Pada titik kritis, saat Jojo hampir membuat kejuatan lanjutan, Jorgensen menunjukkan senioritasnya. Perbedaan kematangan emosioanal antara keduanya terlihat menganga lebar. Kecakapan teknis tak banyak berarti saat fokus terbelah. Belum lagi fisik yang sudah terkuras.
Walau kalah, Jojo mendapat apresiasi dari banyak pihak, termasuk Jorgensen. Ia digadang-gadang menjadi penerus salah satu legenda Tanah Air, Taufik Hidayat.
Belum lama puja-puji itu berkumandang, Jojo tampil buruk di Austalia Open. Predikat sebagai pembunuh raksasa menguap di hadapan pemain non unggulan asal Korea Selatan Kwang Hee Heo straight set 21-15 dan 21-14 dalam tempo tak sampai setengah jam.
Gejala inkonsistensi terjadi juga pada Ihsan Maulana Mustofa. Performa apik di Indonesia Open gagal berlanjut di Australia Open. Seperti kompatriotnya Jojo, Ihsan pun tersisih di babak awal, dibekuk wakil India Sameer Verma, 22-20, 15-21 dan 21-15. Tak terlihat pesona pebulutangkis asal Tasikmalaya itu saat menjajal ketangguhan Lee Chong Wei di Istora, Senayan, Jakarta beberapa waktu lalu.

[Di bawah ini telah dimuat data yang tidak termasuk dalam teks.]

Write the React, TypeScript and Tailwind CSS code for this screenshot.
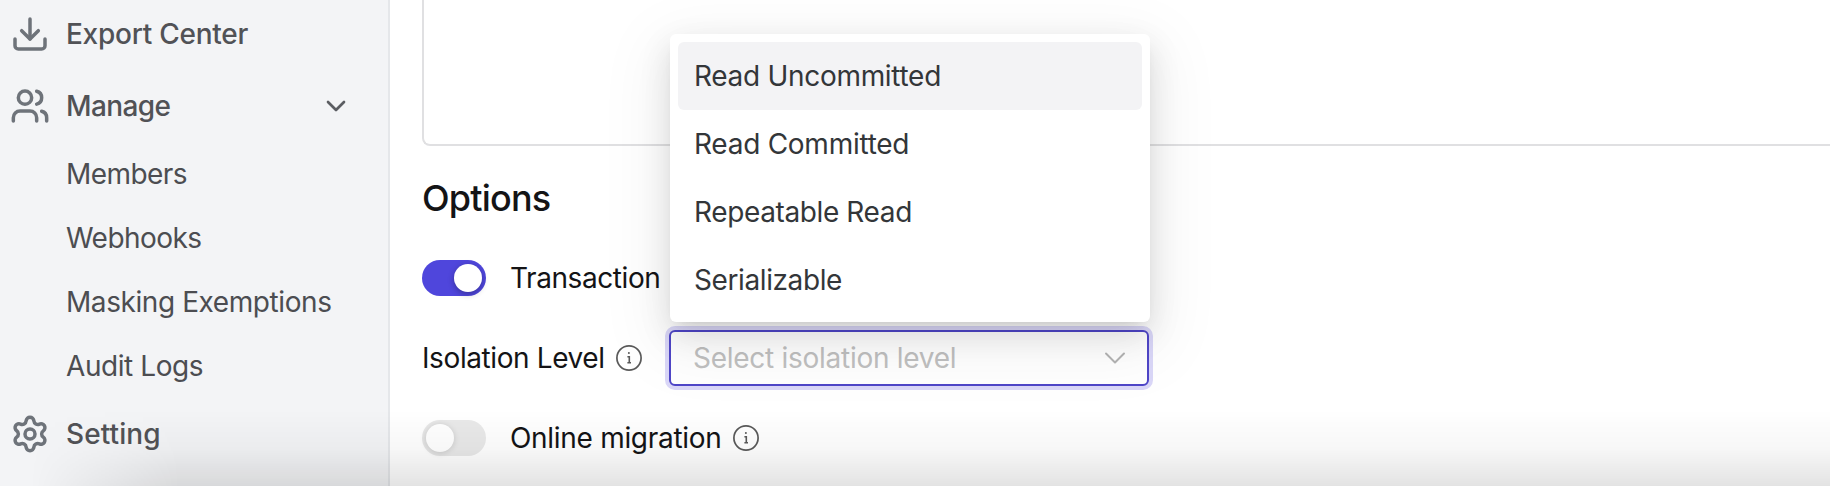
import { ChevronDown, Download, Settings, Users } from "lucide-react";
import type { LucideIcon } from "lucide-react";

function NavItem({
  icon: Icon,
  label,
  tracking,
  open,
}: {
  icon: LucideIcon;
  label: string;
  tracking: string;
  open?: boolean;
}) {
  return (
    <div className="flex h-[72px] items-center gap-4 pr-9 pl-[10px]">
      <Icon size={40} className="shrink-0 text-[#6e737a]" strokeWidth={2.1} />
      <span className={`text-[28px] font-[550] text-[#515256] ${tracking}`}>{label}</span>
      {open && <ChevronDown size={32} className="ml-auto text-[#5b5d62]" strokeWidth={2} />}
    </div>
  );
}

function SubItem({ label, tracking }: { label: string; tracking: string }) {
  return (
    <div className={`flex h-16 items-center pl-[66px] text-[28px] text-[#4c4d51] ${tracking}`}>{label}</div>
  );
}

function Toggle({ on }: { on?: boolean }) {
  return (
    <span
      className={
        on
          ? "flex h-9 w-16 items-center justify-end rounded-full bg-[#4f46dc] px-1"
          : "flex h-9 w-16 items-center rounded-full bg-[#e9e9e9] px-1"
      }
    >
      <span
        className={
          on
            ? "size-7 rounded-full bg-white shadow-[0_2px_6px_rgba(0,0,0,0.3)]"
            : "size-7 rounded-full bg-white shadow-[0_1px_6px_rgba(0,0,0,0.14)]"
        }
      />
    </span>
  );
}

function InfoIcon() {
  return (
    <svg width="26" height="26" viewBox="0 0 26 26" fill="none" className="block shrink-0 text-[#5a5a5a]">
      <circle cx="13" cy="13" r="12.1" stroke="currentColor" strokeWidth="1.7" />
      <circle cx="12.9" cy="8" r="1" fill="currentColor" />
      <path d="M11.4 11.8H13.3V17.6M11.4 17.8H15" stroke="currentColor" strokeWidth="1.6" />
    </svg>
  );
}

const levels = [
  { label: "Read Uncommitted", tracking: "tracking-[-0.3px]" },
  { label: "Read Committed", tracking: "tracking-[-0.26px]" },
  { label: "Repeatable Read", tracking: "tracking-[-0.38px]" },
  { label: "Serializable", tracking: "tracking-[-0.4px]" },
];

export default function App() {
  return (
    <div className="relative flex h-[486px] w-[1830px] overflow-hidden bg-white font-['Inter',sans-serif]">
      <aside className="-mt-0.5 w-[390px] shrink-0 border-r-2 border-[#e5e7ea] bg-[#f3f4f6]">
        <NavItem icon={Download} label="Export Center" tracking="tracking-[-0.26px]" />
        <NavItem icon={Users} label="Manage" tracking="tracking-[-0.6px]" open />
        <SubItem label="Members" tracking="tracking-[-0.55px]" />
        <SubItem label="Webhooks" tracking="tracking-[-0.55px]" />
        <SubItem label="Masking Exemptions" tracking="tracking-[-0.42px]" />
        <SubItem label="Audit Logs" tracking="tracking-[-0.42px]" />
        <NavItem icon={Settings} label="Setting" tracking="tracking-[0.1px]" />
      </aside>

      <main className="flex min-w-0 flex-1 flex-col pl-8 text-[28px] text-[#141416]">
        <div className="h-[146px] shrink-0 rounded-bl-[8px] border-b-2 border-l-2 border-[#e0e0e2]" />
        <h2 className="mt-7 h-12 text-[36px] leading-[48px] font-[550] tracking-[-0.8px]">Options</h2>
        <div className="mt-6 flex h-16 items-center gap-6">
          <Toggle on />
          <span className="tracking-[-0.42px]">Transaction</span>
        </div>
        <div className="mt-5 flex h-14 items-center">
          <span className="w-[183px] tracking-[-0.4px] whitespace-nowrap">Isolation Level</span>
          <span className="ml-[11px]">
            <InfoIcon />
          </span>
          <div className="relative ml-[27px] flex h-14 w-[480px] items-center justify-between rounded-md border-2 border-[#4f46c8] bg-white pr-[14px] pl-[22px] text-[#c0c0c0] shadow-[0_0_0_4px_#dad7f8]">
            <span className="tracking-[-0.27px]">Select isolation level</span>
            <ChevronDown size={36} strokeWidth={1.3} className="text-[#b4b4b4]" />
            <div className="absolute bottom-[62px] -left-px z-10 w-[480px] rounded-md bg-white p-2 text-[#333639] shadow-[0_6px_12px_-8px_rgba(0,0,0,0.16),0_12px_32px_rgba(0,0,0,0.12),0_18px_64px_16px_rgba(0,0,0,0.05)]">
              {levels.map(({ label, tracking }, i) => (
                <div
                  key={label}
                  className={`flex h-[68px] items-center px-4 ${tracking} ${i === 0 ? "rounded-md bg-[#f3f3f5]" : ""}`}
                >
                  {label}
                </div>
              ))}
            </div>
          </div>
        </div>
        <div className="mt-[34px] flex h-9 items-center gap-6">
          <Toggle />
          <span className="flex items-center gap-3 tracking-[-0.3px]">
            Online migration
            <InfoIcon />
          </span>
        </div>
      </main>

      <div className="pointer-events-none absolute inset-x-0 bottom-0 h-[76px] bg-linear-to-b from-transparent via-black/3 to-black/11 mask-[linear-gradient(to_right,transparent_30px,black_180px)]" />
    </div>
  );
}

Hal yang sama pun terjadi pada Anthony. Tersingkir lebih dini di Indonesia Open, Anthony bangkit di Australia. Bahkan, juara dunia Chen Long dibuat tak berkutik. Juara bertahan asal Tiongkok itu dilibas dua game langsung 21-14 dan 21-17.
Namun, virus yang ditakuti kembali menyengat. Permainan taktis, sabar dan akurat tak terlihat di semi final. Semua itu menguap saat bertemu sesama pemain muda asal Korea Selatan Jeon Hyeok Jin. Peluang final yang sudah didepan mata pun sirna usai kalah 19-21, 21-16 dan 19-21.
Entah apa yang membuat performa para pemain muda kita cepat berubah. Yang jelas ketidakkonsistenan menggejala. Bisa jadi mental mereka masih labil. Bisa jadi pula alasan kebugaran. Hanya saja jangan sampai mereka mudah larut dalam puja-puji sesaat. Cepat berpuas diri dengan pencapaian yang ada.